Paul Romer – Congrats to the New Nobel Laureate

Go Lean Commentary

Some people make great accomplishments, to the point that they are recognized … globally.

Sometimes, a person greatest accomplishment is that they inspire others.

Every now and then, one person does both.

The world is celebrating the accomplishment of American Economist and University Professor Dr. Paul Romer; he has just been awarded the Nobel Prize for Economics.


This is a Big Deal for him … and for us in the Caribbean.

Wait, what?

Dr. Romer gets this award today in 2018, but back in 2013, he inspired an important movement in the Caribbean. His writings inspired the book Go Lean…Caribbean. He coined the following phrases, as recorded in the Go Lean book (Page 8):

“A crisis is a terrible thing to waste”

Economic growth occurs whenever people take resources and re-arrange them in ways that are more valuable

Before examining this inspiration and motivation, we must first give Dr. Romer his “props”. See the aligning news article here from the Economist Magazine:

Title: Paul Romer and William Nordhaus win the economics Nobel
Both have studied the causes and consequences of growth
October 11, 2018 – WHY do economies grow, and why might growth outstrip the natural world’s capacity to sustain it?
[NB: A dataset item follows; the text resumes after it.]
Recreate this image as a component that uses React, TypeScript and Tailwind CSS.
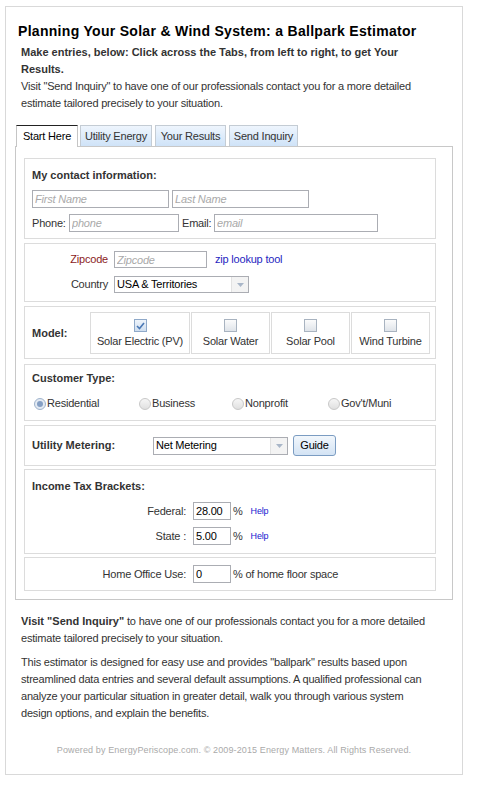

There are few more important questions in economics. The answers require a working grasp of the mechanisms underlying growth. For the progress that the profession has made towards that understanding, it owes a particular debt to Paul Romer and William Nordhaus, this year’s winners of the Nobel prize in economic sciences.

Although both scholars have long been talked of as potential winners, they are not an obvious pairing for the prize. Mr Romer tends to be described as a growth theorist; Mr Nordhaus’s work is in the field of environmental economics. The Sveriges Riksbank, which awards the economics Nobel, found a common thread in their work incorporating two crucial processes—knowledge creation and climate change, respectively—into models of economic growth. But what most links their work is that they have improved the way the profession thinks about impossibly complex systems, while also revealing the extent of its ignorance.

The influence of both men extends beyond their most noted scholarly achievements. Mr Romer’s career has been especially varied. He left academia in the early 2000s to found an educational-software company. More recently he served as the World Bank’s chief economist (his tenure ended abruptly when staffers bridled at his management style, which included an insistence on more crisply written reports). But it is his analysis of economic growth that has had the greatest impact.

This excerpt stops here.